Y así es. Desde el primer momento aprendes y convives con una cultura casi absolutamente opuesta a la nuestra, entre unas gentes cuyas condiciones de vida no son ni siquiera comparables con las que has conocido hasta ahora. Y, sin embargo, cuesta encontrar diferencias con ellos: te sientes desde el primer momento absolutamente identificada con sus necesidades y con sus ilusiones.

Podría pasarme días intentando describir el maravilloso paisaje árido e inalcanzable a la vista, las montañas, sus pastores, las costumbres y su amor al color, la música y la danza. Podría hablar de todos y cada uno de los piojillos (small people) que siguen a Rocío hasta el fin del mundo, con una devoción y un cariño infinitos. Pero hay que sentirlo, hay que correr con ellos, reírte, jugar, y luchar por encontrar un espacio en el coche entre enfermos, madres del mercado, niños cargados de energía y cabras. Hay que sentir su ritmo de vida y ser capaz de acompasar el tuyo a ese rincón lleno de paz y esperanza. Hay que saborear ese último momento de luz del día, cuando el sol te da un respiro y aprecias el paisaje con calma, agradeciendo otro maravilloso día.

Y hay que entender lo increíble de la labor de las chicas de la misión en particular y de la comunidad en general. No sólo por lo más evidente: dedicar absolutamente cada segundo de su vida a los demás, sin prejuicios, sin avaricia, sin envidias o comparaciones, sin pertenencias. Ellos, todo lo que son, por un proyecto que no se parece en nada a lo que estamos acostumbrados, por un proyecto mucho más trascendente: las personas. Cada persona es un reto y una ilusión, y cada día un poco más de tiempo para exprimirlo al máximo y poder darles tantas oportunidades como hemos tenido nosotros. No tienen un trabajo, sino una dedicación continua que forma parte de ellos y que les hace ser quienes son.

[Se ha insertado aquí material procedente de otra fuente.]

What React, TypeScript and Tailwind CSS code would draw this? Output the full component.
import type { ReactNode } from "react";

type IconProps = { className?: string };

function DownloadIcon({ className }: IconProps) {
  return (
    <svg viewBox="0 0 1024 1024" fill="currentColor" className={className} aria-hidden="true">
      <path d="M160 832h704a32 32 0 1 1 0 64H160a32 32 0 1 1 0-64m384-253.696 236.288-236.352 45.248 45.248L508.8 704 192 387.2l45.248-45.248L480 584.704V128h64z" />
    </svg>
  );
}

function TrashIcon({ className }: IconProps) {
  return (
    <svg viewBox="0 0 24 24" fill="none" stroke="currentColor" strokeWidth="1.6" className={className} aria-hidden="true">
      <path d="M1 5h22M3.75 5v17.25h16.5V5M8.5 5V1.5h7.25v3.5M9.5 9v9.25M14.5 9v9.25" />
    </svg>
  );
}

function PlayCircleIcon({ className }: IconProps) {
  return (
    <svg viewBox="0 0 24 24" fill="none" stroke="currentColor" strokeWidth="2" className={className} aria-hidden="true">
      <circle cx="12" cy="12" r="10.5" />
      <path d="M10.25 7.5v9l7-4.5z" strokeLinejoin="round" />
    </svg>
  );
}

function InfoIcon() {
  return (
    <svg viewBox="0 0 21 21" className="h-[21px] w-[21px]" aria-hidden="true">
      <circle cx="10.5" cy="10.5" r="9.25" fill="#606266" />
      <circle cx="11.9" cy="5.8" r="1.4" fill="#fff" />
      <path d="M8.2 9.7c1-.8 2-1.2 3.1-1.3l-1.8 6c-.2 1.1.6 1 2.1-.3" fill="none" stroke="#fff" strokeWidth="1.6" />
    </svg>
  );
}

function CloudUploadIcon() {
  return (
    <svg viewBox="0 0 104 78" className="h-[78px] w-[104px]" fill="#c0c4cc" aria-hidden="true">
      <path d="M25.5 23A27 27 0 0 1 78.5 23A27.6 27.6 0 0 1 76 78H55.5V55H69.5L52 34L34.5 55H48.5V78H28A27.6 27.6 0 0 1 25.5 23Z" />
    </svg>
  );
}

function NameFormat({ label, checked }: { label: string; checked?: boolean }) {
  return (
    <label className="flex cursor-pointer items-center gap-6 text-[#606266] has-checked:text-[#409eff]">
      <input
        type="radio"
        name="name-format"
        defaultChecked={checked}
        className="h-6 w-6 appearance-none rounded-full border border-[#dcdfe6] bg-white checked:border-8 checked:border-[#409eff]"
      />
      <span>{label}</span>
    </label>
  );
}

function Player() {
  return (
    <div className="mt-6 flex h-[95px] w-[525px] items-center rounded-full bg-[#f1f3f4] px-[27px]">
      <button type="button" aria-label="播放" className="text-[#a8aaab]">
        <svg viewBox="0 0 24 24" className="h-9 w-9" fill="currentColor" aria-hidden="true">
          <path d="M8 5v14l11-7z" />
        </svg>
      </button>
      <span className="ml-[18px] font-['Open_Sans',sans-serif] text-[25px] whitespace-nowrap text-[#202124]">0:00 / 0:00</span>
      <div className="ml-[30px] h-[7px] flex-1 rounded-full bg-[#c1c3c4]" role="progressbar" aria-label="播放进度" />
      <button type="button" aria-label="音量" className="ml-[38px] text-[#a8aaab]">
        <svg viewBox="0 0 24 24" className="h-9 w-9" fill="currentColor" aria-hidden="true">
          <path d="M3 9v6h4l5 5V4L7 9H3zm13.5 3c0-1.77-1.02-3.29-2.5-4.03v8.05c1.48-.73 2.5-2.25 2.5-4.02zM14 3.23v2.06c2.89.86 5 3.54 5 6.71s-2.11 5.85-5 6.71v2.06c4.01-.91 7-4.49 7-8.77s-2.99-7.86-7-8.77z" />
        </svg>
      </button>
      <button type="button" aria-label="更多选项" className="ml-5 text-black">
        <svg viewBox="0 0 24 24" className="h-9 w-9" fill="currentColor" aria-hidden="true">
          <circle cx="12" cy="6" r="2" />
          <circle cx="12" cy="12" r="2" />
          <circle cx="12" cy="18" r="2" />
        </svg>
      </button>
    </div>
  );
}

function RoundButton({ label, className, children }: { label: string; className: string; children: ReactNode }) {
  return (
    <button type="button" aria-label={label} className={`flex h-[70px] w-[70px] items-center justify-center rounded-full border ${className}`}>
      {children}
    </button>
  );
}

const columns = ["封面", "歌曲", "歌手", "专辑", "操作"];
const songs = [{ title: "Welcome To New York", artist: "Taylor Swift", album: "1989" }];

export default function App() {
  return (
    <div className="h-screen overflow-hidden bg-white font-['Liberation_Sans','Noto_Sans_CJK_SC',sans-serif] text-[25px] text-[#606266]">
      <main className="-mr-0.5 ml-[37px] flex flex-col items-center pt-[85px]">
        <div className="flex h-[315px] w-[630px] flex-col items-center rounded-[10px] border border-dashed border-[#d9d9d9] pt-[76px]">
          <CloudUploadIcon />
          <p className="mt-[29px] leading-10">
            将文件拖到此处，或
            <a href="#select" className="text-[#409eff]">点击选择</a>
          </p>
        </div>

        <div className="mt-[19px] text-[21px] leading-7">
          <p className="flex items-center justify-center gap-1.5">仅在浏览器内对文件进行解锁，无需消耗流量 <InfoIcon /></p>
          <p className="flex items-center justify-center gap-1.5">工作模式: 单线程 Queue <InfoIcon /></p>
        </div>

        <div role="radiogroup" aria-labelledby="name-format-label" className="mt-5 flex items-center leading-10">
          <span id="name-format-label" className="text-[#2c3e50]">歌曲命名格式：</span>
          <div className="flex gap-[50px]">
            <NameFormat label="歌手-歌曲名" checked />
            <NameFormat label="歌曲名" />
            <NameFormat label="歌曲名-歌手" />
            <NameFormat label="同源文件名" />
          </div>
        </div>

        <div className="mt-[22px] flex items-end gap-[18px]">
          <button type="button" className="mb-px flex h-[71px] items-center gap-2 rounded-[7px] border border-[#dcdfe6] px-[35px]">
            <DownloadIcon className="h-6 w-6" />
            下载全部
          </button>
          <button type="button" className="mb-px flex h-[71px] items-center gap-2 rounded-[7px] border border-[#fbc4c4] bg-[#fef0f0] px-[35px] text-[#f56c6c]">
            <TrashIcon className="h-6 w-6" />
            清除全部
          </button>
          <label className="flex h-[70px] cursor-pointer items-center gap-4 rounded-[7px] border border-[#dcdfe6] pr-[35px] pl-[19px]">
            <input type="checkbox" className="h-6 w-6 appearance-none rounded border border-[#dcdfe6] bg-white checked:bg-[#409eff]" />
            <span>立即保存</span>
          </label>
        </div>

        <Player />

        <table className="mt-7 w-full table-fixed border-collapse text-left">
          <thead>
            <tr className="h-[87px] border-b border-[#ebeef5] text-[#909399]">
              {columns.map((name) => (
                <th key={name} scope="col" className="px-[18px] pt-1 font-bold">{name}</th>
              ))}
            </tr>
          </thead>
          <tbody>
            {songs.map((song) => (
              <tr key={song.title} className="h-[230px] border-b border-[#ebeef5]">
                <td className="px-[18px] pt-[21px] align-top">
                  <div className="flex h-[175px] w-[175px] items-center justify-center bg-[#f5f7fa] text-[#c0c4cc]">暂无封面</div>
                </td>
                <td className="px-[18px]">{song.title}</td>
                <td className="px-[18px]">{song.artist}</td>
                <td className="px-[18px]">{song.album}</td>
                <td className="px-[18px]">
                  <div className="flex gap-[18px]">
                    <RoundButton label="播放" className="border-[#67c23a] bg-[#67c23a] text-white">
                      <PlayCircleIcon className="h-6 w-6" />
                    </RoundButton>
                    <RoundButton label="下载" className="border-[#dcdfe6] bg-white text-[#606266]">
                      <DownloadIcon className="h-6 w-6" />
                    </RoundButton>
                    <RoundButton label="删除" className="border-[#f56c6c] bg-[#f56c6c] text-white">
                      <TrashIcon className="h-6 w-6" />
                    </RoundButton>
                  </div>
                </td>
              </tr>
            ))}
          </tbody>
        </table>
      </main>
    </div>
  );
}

Pero lo más admirable – sobre todo para mí, que miro embobada a una hermana mayor que siempre intenté imitar, y que ahora ya ha pasado absolutamente a otra categoría imposible de alcanzar – es la capacidad que han tenido de pasar a ser parte de la comunidad, a ser queridas y respetadas, a enseñarles desde sus costumbres y su perspectiva aquello que a ellos tanto les llena y tan felices les hace. Y eso sí es difícil de describir. Y esa ilusión les ha permitido hacer evolucionar la comunidad de manera espectacular, pero manteniendo siempre los principios y valores que hacen posible que una sociedad crezca de manera robusta. Y he visto en los ojos de los Turkana la misma admiración que siento yo misma: respetuosos y cariñosos saludos, aprendiendo de ellos, observándolos, añadiendo poco a poco a sus costumbres lo que adquieren de los misioneros gracias a su sencillez y curiosidad. Es una convivencia armoniosa que les está permitiendo crecer juntos, haciendo que los recursos y la información que reciben les haga más libres y más capaces.

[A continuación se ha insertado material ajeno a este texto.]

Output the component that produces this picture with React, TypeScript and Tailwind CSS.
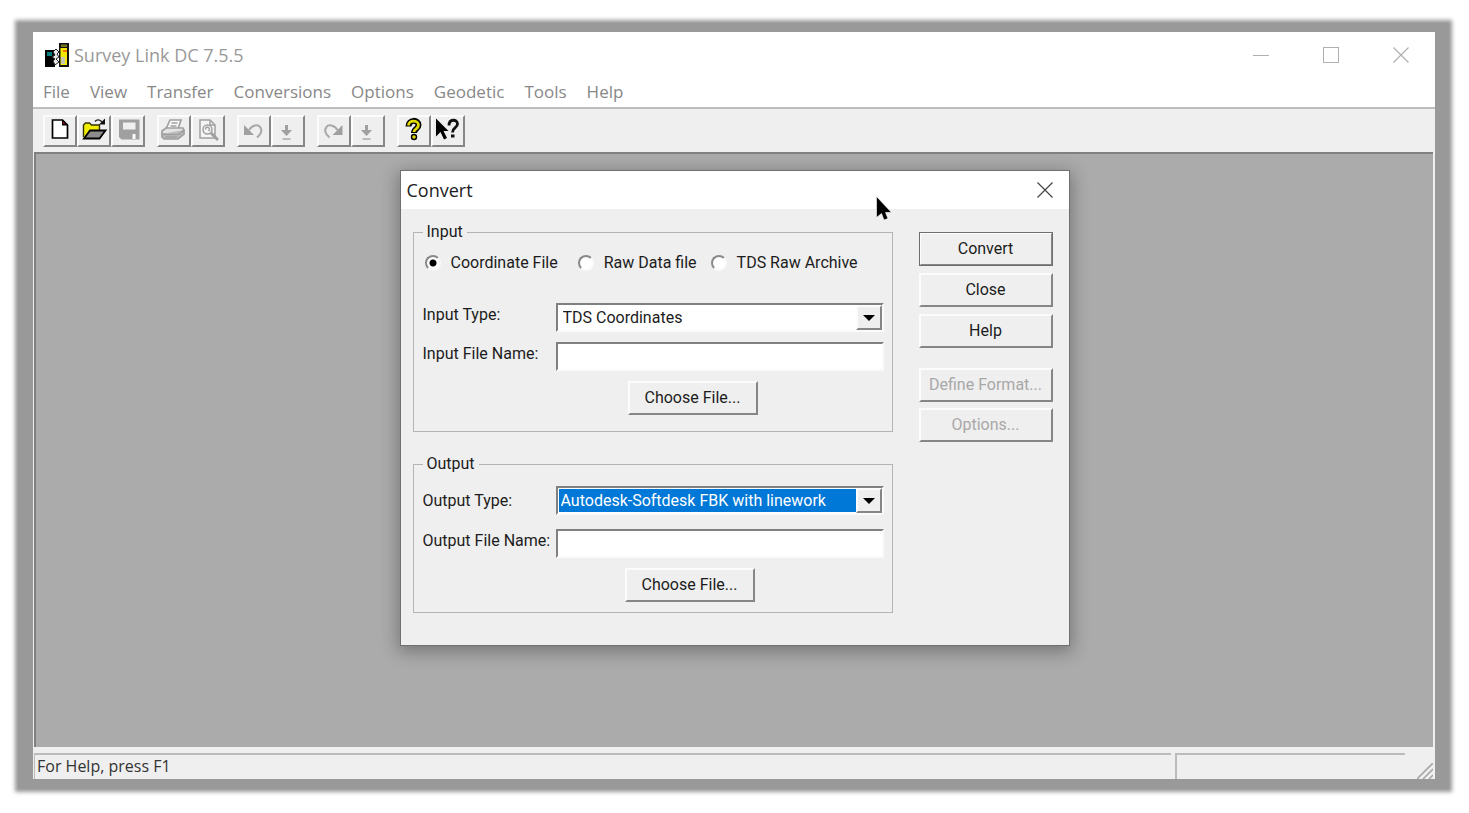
import { useState, ReactNode } from 'react';
import clsx from 'clsx';

const menus = ['File', 'View', 'Transfer', 'Conversions', 'Options', 'Geodetic', 'Tools', 'Help'];

const sources = ['Coordinate File', 'Raw Data file', 'TDS Raw Archive'];

/* Icons */

const Icon = ({ children }: { children: ReactNode }) => (
  <svg viewBox="0 0 30 28" className="w-[30px] h-7" fill="none">
    {children}
  </svg>
);

const NewIcon = () => (
  <Icon>
    <path d="M7.500 3h10l5 5v13h-15z" fill="#fff" stroke="#000" strokeWidth="1.7" />
    <path d="M17 2.500v6h6z" fill="#000" />
    <path d="M18 4.500v2.500h2.500z" fill="#a00010" />
  </Icon>
);

const OpenIcon = () => (
  <Icon>
    <path d="M4.500 20V8l2-2h4l2 2h8v5" fill="#f2ee00" stroke="#333300" strokeWidth="1.4" />
    <path d="M5 21.500l6-8h15.500l-6 8z" fill="#8c8c8c" stroke="#000" strokeWidth="1.8" />
    <path d="M16 4.500c2-2.500 5-2 7 .5" stroke="#222" strokeWidth="1.4" />
    <path d="M26 1.500v6h-6z" fill="#111" />
  </Icon>
);

const SaveIcon = () => (
  <Icon>
    <path d="M6 2.500h20.500v20H8.500L6 20z" fill="#a0a0a0" />
    <path d="M10 5.500h12.500v7H10z" fill="#efefef" />
    <path d="M19.500 17h3v5h-3z" fill="#fafafa" />
  </Icon>
);

const PrintIcon = () => (
  <Icon>
    <g stroke="#a0a0a0" strokeWidth="1.7">
      <path d="M7 12l4-9h11l-3 9" fill="#fafafa" />
      <path d="M12.500 6h6M11.500 9h6" />
      <path d="M3 14l4-3h17l1 2-4 4H3z" fill="#e4e4e4" />
      <path d="M3 17v3l2 2h14l6-5v-4" fill="#bcbcbc" />
      <path d="M4 17.500h16l5-4.500M6 20h12" />
    </g>
  </Icon>
);

const PreviewIcon = () => (
  <Icon>
    <g stroke="#a0a0a0" strokeWidth="1.5">
      <path d="M7 3h10l5 5v13H7z" fill="#f4f4f4" />
      <path d="M17 3v5h5" />
      <circle cx="14.500" cy="12.500" r="4.500" />
      <path d="M12.500 12.500a2 2 0 1 1 3 1.500" />
      <path d="M18 16l7 7" strokeWidth="3" />
    </g>
  </Icon>
);

const UndoIcon = () => (
  <Icon>
    <path d="M5 8v10h10z" fill="#a0a0a0" />
    <path d="M10 13c3-5 9-6 11-3 2.500 3 1 7-3 10.500" stroke="#a8a8a8" strokeWidth="2" />
  </Icon>
);

const RedoIcon = () => (
  <Icon>
    <path d="M23.500 8v10h-10z" fill="#a0a0a0" />
    <path d="M18.500 13c-3-5-9-6-11-3-2.500 3-1 7 3 10.500" stroke="#a8a8a8" strokeWidth="2" />
  </Icon>
);

const DownIcon = () => (
  <Icon>
    <path d="M12 8h3v5h4l-5.500 6L8 13h4z" fill="#a0a0a0" />
    <path d="M9.500 22h8" stroke="#a8a8a8" strokeWidth="1.500" />
  </Icon>
);

const HelpIcon = () => (
  <Icon>
    <path d="M9.500 9.500c0-7.500 10-7 10-1.500 0 4-4.500 3.500-4.500 8" stroke="#000" strokeWidth="6" />
    <circle cx="15" cy="20" r="3.200" fill="#000" />
    <path d="M9.500 8.500c0-6 10-5.500 10-.5 0 4-4.500 3.500-4.500 7" stroke="#e0d800" strokeWidth="2.800" />
    <circle cx="15" cy="20" r="1.800" fill="#e0d800" />
  </Icon>
);

const WhatsThisIcon = () => (
  <Icon>
    <path d="M3 1.500v18l4.500-4.500 3.500 7.500 3-1.500-3.500-7h5z" fill="#000" />
    <path d="M16 8.500c0-7 8.500-6.500 8.500-1.500 0 4-5 3.500-5 8.500" stroke="#111" strokeWidth="2.800" />
    <path d="M18 17.500h3.500v3H18z" fill="#111" />
  </Icon>
);

const AppIcon = () => (
  <svg viewBox="0 0 24 24" className="w-6 h-6">
    <path d="M0 7h10v17H0z" fill="#000" />
    <path d="M2 9h5v4H2z" fill="#007f80" />
    <path d="M14 0h10v24H14z" fill="#111" />
    <path d="M15.500 5H22v17h-6.500z" fill="#f5e900" />
    <path d="M16 1.500h6V4h-6z" fill="#77771a" />
    <path d="M18 7h4v2h-4z" fill="#f07000" />
    <path d="M16 14h4v7h-4z" fill="#c8c8b0" />
    <path d="M8 9l3-3 3 3-2 2 2 3-3 2 3 3-4 3-2-4 2-2-3-2 3-2z" fill="#e8e8e8" stroke="#222" strokeWidth="1" />
  </svg>
);

const CloseIcon = () => (
  <svg viewBox="0 0 16 16" className="w-4 h-4" stroke="currentColor" strokeWidth="1.2">
    <path d="M.5.5l15 15M15.500.5l-15 15" />
  </svg>
);

const toolGroups = [
  [
    { label: 'New', icon: <NewIcon /> },
    { label: 'Open', icon: <OpenIcon /> },
    { label: 'Save', icon: <SaveIcon />, disabled: true },
  ],
  [
    { label: 'Print', icon: <PrintIcon />, disabled: true },
    { label: 'Print Preview', icon: <PreviewIcon />, disabled: true },
  ],
  [
    { label: 'Undo', icon: <UndoIcon />, disabled: true },
    { label: 'Undo list', icon: <DownIcon />, disabled: true },
  ],
  [
    { label: 'Redo', icon: <RedoIcon />, disabled: true },
    { label: 'Redo list', icon: <DownIcon />, disabled: true },
  ],
  [
    { label: 'About', icon: <HelpIcon /> },
    { label: 'Context Help', icon: <WhatsThisIcon /> },
  ],
];

/* Controls */

const raised = 'border-2 border-t-[#fcfcfc] border-l-[#fcfcfc] border-r-[#868686] border-b-[#868686] bg-[#efefef]';
const sunken = 'border-2 border-b-[#fafafa] border-r-[#fafafa] border-t-[#808080] border-l-[#808080] bg-white';

interface ButtonProps {
  children: ReactNode;
  className?: string;
  isDefault?: boolean;
  disabled?: boolean;
}

function Button({ children, className, isDefault, disabled }: ButtonProps) {
  return (
    <button
      type="button"
      disabled={disabled}
      className={clsx(
        'h-[34px] flex items-center justify-center disabled:text-[#a8a8a8]',
        raised,
        isDefault && 'outline-1 -outline-offset-1 outline-[#6e6e6e]',
        className
      )}
    >
      {children}
    </button>
  );
}

interface SelectProps {
  id: string;
  options: string[];
  highlighted?: boolean;
}

function Select({ id, options, highlighted }: SelectProps) {
  return (
    <div className={clsx('relative flex-1 h-[29px] p-px', sunken)}>
      <select
        id={id}
        className={clsx(
          'block w-full h-full appearance-none outline-none',
          highlighted ? 'pl-0.5 bg-[#0078d7] text-white' : 'pl-1 bg-white text-[#1c1c1c]'
        )}
      >
        {options.map((option) => (
          <option key={option}>{option}</option>
        ))}
      </select>
      <span className={clsx('absolute top-0 right-0 bottom-0 w-[26px] flex items-center justify-center pointer-events-none', raised)}>
        <svg viewBox="0 0 12 6" className="w-3 h-1.5">
          <path d="M0 0h12L6 6z" fill="#000" />
        </svg>
      </span>
    </div>
  );
}

interface RowProps {
  id: string;
  label: string;
  className?: string;
  children: ReactNode;
}

const Row = ({ id, label, className, children }: RowProps) => (
  <div className={clsx('flex', className)}>
    <label htmlFor={id} className="w-[133px] leading-6 whitespace-nowrap">
      {label}
    </label>
    {children}
  </div>
);

const Group = ({ title, className, children }: { title: string; className: string; children: ReactNode }) => (
  <fieldset className={clsx('border border-[#b4b4b4] pl-[9px] pr-2', className)}>
    <legend className="px-1 leading-5">{title}</legend>
    {children}
  </fieldset>
);

function ConvertDialog() {
  const [source, setSource] = useState(sources[0]);

  return (
    <div
      role="dialog"
      aria-labelledby="convert-title"
      className="relative w-[670px] max-w-full mx-auto border border-[#707070] bg-[#efefef] font-['Roboto',sans-serif] text-base text-[#1c1c1c] shadow-[0_4px_16px_2px_rgba(0,0,0,0.3)]"
    >
      {/* Caption */}
      <div className="h-[38px] pl-1.5 pr-4 flex items-center justify-between bg-white">
        <h2 id="convert-title" className="font-['Open_Sans',sans-serif] text-lg">
          Convert
        </h2>
        <button type="button" aria-label="Close dialog" className="text-[#444]">
          <CloseIcon />
        </button>
      </div>

      <div className="flex gap-[26px] pt-[13px] pl-3 pr-4 pb-8">
        <div className="flex-1">
          <Group title="Input" className="pb-4">
            <div className="flex items-center h-6 mt-[9px] pl-0.5">
              {sources.map((name) => (
                <label key={name} className="flex items-center gap-2.5 mr-5 last:mr-0 nth-2:mr-3.5 whitespace-nowrap">
                  <input
                    type="radio"
                    name="source"
                    checked={source === name}
                    onChange={() => setSource(name)}
                    className="appearance-none w-4 h-4 rounded-full bg-white border-2 border-t-[#8a8a8a] border-l-[#8a8a8a] border-r-[#fafafa] border-b-[#fafafa] checked:bg-[radial-gradient(circle,#000_3px,#fff_4px)]"
                  />
                  {name}
                </label>
              ))}
            </div>
            <div className="flex flex-col gap-2.5 mt-7">
              <Row id="input-type" label="Input Type:">
                <Select id="input-type" options={['TDS Coordinates']} />
              </Row>
              <Row id="input-file" label="Input File Name:">
                <input id="input-file" type="text" className={clsx('flex-1 h-[29px] px-1 outline-none', sunken)} />
              </Row>
              <Button className="w-[130px] ml-[205px]">Choose File...</Button>
            </div>
          </Group>

          <Group title="Output" className="mt-[22px] pb-2.5">
            <div className="mt-3">
              <Row id="output-type" label="Output Type:" className="items-center">
                <Select id="output-type" options={['Autodesk-Softdesk FBK with linework']} highlighted />
              </Row>
            </div>
            <div className="flex flex-col gap-2.5 mt-3.5">
              <Row id="output-file" label="Output File Name:">
                <input id="output-file" type="text" className={clsx('flex-1 h-[29px] px-1 outline-none', sunken)} />
              </Row>
              <Button className="w-[130px] ml-[202px]">Choose File...</Button>
            </div>
          </Group>
        </div>

        <div className="flex flex-col gap-5 w-[134px] pt-2.5">
          <div className="flex flex-col gap-[7px]">
            <Button isDefault>Convert</Button>
            <Button>Close</Button>
            <Button>Help</Button>
          </div>
          <div className="flex flex-col gap-1.5">
            <Button disabled>Define Format...</Button>
            <Button disabled>Options...</Button>
          </div>
        </div>
      </div>

      {/* Mouse pointer */}
      <svg viewBox="0 0 16 25" className="absolute top-[25px] left-[475px] w-4 h-[25px]">
        <path d="M.5.5v21l5-4 2.500 6.500 4-1.500-2.500-6h6z" fill="#000" stroke="#fff" strokeWidth=".6" />
      </svg>
    </div>
  );
}

export default function App() {
  return (
    <div className="min-h-screen flex flex-col bg-white pt-[23px] pr-5 pb-6 pl-[18px]">
      <div className="flex-1 flex flex-col bg-[#999] pt-[9px] pr-3.5 pb-2.5 pl-[15px] shadow-[0_0_4px_3px_#999]">
        <div className="flex-1 flex flex-col bg-[#efefef] font-['Open_Sans',sans-serif]">
          {/* Title bar */}
          <header className="bg-white text-[#999] border-b-2 border-[#bdbdbd]">
            <div className="flex items-center justify-between pt-[9px] pl-3 pr-[26px]">
              <h1 className="flex items-center gap-[5px] text-lg">
                <AppIcon />
                Survey Link DC 7.5.5
              </h1>
              <div className="flex items-center gap-[54px] text-[#b0b0b0]">
                <button type="button" aria-label="Minimize" className="w-4 h-4 flex items-center">
                  <span className="w-4 border-t border-current" />
                </button>
                <button type="button" aria-label="Maximize" className="w-4 h-4 border border-current" />
                <button type="button" aria-label="Close">
                  <CloseIcon />
                </button>
              </div>
            </div>
            <nav className="flex gap-5 pt-[11px] pb-[3px] pl-2.5 text-[17px] leading-6 text-[#888]">
              {menus.map((menu) => (
                <button key={menu} type="button">
                  {menu}
                </button>
              ))}
            </nav>
          </header>

          {/* Toolbar */}
          <div className="flex gap-3 pt-1.5 pb-[5px] pl-2.5">
            {toolGroups.map((group, index) => (
              <div key={index} className="flex">
                {group.map((tool) => (
                  <button
                    key={tool.label}
                    type="button"
                    aria-label={tool.label}
                    disabled={tool.disabled}
                    className={clsx('w-[34px] h-8', raised)}
                  >
                    {tool.icon}
                  </button>
                ))}
              </div>
            ))}
          </div>

          {/* Workspace */}
          <main className="flex-1 ml-px mr-0.5 pt-4 pb-8 bg-[#ababab] border-t-2 border-l-2 border-[#808080]">
            <ConvertDialog />
          </main>

          {/* Status bar */}
          <footer className="flex items-stretch h-8 pt-1.5 pl-px text-base text-[#333]">
            <div className="flex-1 pl-0.5 leading-[22px] border-t-2 border-l border-[#bbb]">For Help, press F1</div>
            <div className="w-[230px] ml-1 border-t-2 border-l-2 border-[#bbb]" />
            <svg viewBox="0 0 16 16" className="w-4 h-4 ml-3 mr-0.5 self-end" stroke="#a8a8a8" strokeWidth="1.6">
              <path d="M0 16L16 0M6 16L16 6M12 16l4-4" />
            </svg>
          </footer>
        </div>
      </div>
    </div>
  );
}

Queda solo decir que mi aportación como diseñadora de carteles, ideadora de manualidades o maestra de circuitos eléctricos no fue más que una mínima muestra comparado a todo lo que la estancia en Kokuselei me aportó a mí. Y es que desde el primer día comprendí que debía confiar ciegamente en ellos y dejarme llevar, y mi alegría y mi capacidad de aprendizaje fluyeron desde el primer momento. Aprendí del respeto a los mayores, de la fortaleza de la mujer, de la importancia de los gestos y las costumbres, de la utilidad de las onomatopeyas. Entendí lo gratuito que es un saludo, y lo mucho que puede significar. Y, por todo el tiempo que pasé con ellos, aprendí de la importancia de la sencillez, la ingenuidad, la generosidad, la capacidad de trabajo, la curiosidad, el respeto y las ganas de aprender de los niños. Los niños de Rocío, como a mí me gusta llamarlos, son una ejército de enanos que corren, ríen, cocinan, juegan y aprenden dentro y fuera de las inmediaciones de la misión, y ayudan y acompañan a Rocío siempre que pueden, conociendo y adorando su disciplina y su genio, y apreciando las sonrisas que tan generosamente les regala, con una mirada pilla que les hace entender que están a salvo y que pueden jugar, saltar, vivir y crecer. Ha sido maravilloso observar y entender esa sintonía, como hermana, como persona y como cristiana. Sólo me sale una palabra: ejemplo.

Gracias por compartir con nosotros vuestro paraíso.